Smallest possible number : (1 + 1/16)*(1/16) = 0.06640625
Precision of 1/256 (0.00390625) between 0.06640625 and 1/8 (= 0.125)
Precision of 1/128 between 1/8 and 1/4

IEEE floating point handles this by special casing exponent 0 as subnormal. If the exponent is 0, it is treated as the exponent being 1, but the implied high bit of the mantissa is 0, not 1. This gives: "Precision of 1/128 between 0 and 1/4".

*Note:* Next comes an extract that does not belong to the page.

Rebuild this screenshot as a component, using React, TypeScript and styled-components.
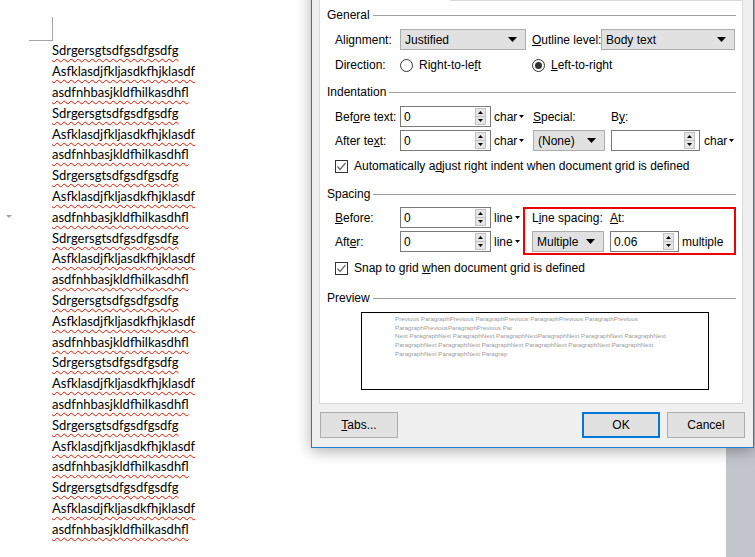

As for the exponent range, one thing commonly stored in a float is a velocity. On the NES, it's reasonable for velocities not to exceed 16 pixels per frame, as that's one row of metatiles in many engines.

Re: 8-bit floating point
by Bregalad on 2013-03-20 (#109847)

Quote:

Mmh, I thought the exponent were signed, that is that, if exponent is zero, it just means the number is between 1 and 2.

Oh wait, this is in total contradiction with my previous post, or else encoding all bits as zero would mean 1 (1 * 2^0)

I suck. Then, pehaps I imagined the exponents biased, so that 0 would mean 2^(-4) and 7 would mean 2^3 after all... I don't remember. Looks like I still didn't get floating point entirely.

Quote:

As for the exponent range, one thing commonly stored in a float is a velocity. On the NES, it's reasonable for velocities not to exceed 16 pixels per frame, as that's one row of metatiles in many engines.

Wow, great idea. Let's code games where velocities are coded in 8-bit floating point

Not much advantages over 4:4 fixed point though - same range, but more complex calculations. Sure getting exponential precision instead of linear is nice, but is it worth all the overhead ?

Re: 8-bit floating point
by tepples on 2013-03-20 (#109848)

Bregalad wrote:

Not much advantages over 4:4 fixed point though - same range, but more complex calculations. Sure getting exponential precision instead of linear is nice, but is it worth all the overhead ?

Think of it as lossy compression of fixed-point values in RAM. If you have lots and lots of objects, and you need more velocity precision than 5:3 fixed, it could save you a byte per object over 8:8 fixed.